• **Required work**: Which lines in the material below contain the word "page"? Copy each of them.

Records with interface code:
****************************************

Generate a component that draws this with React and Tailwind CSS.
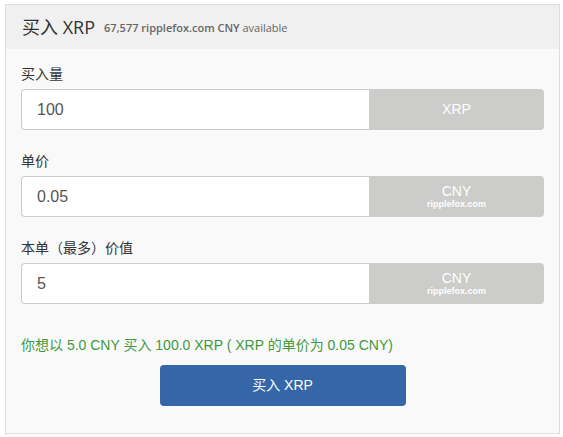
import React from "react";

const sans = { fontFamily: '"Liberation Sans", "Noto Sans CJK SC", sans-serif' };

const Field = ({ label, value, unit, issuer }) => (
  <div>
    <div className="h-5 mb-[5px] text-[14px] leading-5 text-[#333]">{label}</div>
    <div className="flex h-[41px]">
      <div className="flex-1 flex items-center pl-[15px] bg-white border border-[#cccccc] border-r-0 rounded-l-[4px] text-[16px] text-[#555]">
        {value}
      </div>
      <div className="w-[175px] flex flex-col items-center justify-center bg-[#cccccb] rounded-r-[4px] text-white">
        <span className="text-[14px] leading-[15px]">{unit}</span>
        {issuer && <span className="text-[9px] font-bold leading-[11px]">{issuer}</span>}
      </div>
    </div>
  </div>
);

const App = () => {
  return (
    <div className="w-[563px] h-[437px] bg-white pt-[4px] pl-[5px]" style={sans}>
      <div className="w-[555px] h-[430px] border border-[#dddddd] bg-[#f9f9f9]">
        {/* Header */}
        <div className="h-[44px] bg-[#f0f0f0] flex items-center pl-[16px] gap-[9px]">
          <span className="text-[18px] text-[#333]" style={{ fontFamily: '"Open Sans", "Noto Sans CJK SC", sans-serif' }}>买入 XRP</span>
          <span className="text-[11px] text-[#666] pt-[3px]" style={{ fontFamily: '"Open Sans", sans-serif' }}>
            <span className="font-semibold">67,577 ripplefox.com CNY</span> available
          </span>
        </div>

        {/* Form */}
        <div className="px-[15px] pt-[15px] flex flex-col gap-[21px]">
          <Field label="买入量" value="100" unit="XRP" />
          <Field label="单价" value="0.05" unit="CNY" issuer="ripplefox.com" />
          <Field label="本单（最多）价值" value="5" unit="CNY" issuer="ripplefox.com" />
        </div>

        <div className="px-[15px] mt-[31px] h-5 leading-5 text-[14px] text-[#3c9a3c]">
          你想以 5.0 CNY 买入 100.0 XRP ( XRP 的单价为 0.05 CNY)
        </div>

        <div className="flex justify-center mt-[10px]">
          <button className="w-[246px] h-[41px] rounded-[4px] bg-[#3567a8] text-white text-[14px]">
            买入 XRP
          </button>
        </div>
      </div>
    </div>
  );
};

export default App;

****************************************

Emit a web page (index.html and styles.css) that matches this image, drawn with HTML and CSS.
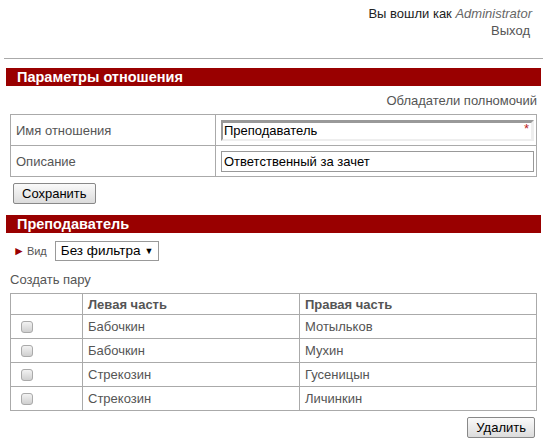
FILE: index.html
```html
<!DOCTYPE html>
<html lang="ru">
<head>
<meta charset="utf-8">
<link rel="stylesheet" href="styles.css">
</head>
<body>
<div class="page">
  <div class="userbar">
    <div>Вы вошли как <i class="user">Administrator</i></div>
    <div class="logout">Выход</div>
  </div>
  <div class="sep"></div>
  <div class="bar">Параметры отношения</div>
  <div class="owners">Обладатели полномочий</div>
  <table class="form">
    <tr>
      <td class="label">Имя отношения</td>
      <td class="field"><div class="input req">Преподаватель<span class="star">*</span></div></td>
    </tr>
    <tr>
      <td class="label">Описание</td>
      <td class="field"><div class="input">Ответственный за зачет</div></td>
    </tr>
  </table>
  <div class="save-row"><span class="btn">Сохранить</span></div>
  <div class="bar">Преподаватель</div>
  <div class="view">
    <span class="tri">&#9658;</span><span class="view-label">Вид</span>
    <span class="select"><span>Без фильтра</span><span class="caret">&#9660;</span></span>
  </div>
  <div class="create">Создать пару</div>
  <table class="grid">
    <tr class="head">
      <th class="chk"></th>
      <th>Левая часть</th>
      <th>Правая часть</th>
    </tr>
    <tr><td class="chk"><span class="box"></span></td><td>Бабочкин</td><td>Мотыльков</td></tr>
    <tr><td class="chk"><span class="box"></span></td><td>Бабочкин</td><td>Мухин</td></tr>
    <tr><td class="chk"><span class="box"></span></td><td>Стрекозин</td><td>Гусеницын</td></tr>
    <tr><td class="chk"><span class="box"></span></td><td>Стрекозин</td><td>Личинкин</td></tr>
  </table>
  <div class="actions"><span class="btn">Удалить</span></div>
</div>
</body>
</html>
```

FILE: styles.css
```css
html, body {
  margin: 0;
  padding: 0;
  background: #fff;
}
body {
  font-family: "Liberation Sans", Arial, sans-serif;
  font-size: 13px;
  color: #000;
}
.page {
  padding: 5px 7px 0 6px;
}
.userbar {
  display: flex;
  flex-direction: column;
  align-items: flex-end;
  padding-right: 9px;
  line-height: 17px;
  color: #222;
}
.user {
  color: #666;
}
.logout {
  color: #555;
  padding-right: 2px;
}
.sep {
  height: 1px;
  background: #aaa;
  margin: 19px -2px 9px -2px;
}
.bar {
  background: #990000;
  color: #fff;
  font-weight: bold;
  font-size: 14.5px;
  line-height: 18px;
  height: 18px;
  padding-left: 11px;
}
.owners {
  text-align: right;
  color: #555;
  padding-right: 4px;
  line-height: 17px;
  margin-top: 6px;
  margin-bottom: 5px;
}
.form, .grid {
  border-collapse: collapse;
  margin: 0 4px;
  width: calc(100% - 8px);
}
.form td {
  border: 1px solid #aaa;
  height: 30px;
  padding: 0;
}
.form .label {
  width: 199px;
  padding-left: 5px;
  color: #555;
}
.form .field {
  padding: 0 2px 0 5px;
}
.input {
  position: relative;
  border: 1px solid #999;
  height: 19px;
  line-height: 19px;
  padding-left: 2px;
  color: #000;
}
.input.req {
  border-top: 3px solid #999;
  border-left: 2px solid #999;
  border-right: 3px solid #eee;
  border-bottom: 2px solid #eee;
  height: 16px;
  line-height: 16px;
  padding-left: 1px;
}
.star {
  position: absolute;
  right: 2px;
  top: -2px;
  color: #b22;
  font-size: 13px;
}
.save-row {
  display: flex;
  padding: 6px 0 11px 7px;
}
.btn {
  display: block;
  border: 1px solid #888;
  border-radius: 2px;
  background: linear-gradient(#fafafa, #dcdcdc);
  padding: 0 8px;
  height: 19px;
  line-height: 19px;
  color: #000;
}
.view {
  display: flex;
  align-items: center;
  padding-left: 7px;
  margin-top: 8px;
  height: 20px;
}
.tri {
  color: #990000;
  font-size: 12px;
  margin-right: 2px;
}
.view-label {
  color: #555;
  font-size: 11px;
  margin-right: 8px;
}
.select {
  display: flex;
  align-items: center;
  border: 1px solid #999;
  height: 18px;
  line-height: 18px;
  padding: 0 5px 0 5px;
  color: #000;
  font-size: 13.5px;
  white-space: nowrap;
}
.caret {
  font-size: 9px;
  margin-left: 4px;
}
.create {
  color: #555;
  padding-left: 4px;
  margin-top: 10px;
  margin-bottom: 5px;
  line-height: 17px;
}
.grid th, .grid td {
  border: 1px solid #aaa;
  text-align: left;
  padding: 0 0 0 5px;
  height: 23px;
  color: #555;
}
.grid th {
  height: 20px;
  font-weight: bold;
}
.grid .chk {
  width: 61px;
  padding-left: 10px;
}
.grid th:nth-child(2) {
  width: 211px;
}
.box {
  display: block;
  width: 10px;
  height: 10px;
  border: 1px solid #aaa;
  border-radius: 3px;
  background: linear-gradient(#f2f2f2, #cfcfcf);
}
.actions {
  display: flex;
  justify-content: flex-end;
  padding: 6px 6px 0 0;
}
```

****************************************

• **Written solution**:
Emit a web page (index.html and styles.css) that matches this image, drawn with HTML and CSS.
<div class="page">
.page {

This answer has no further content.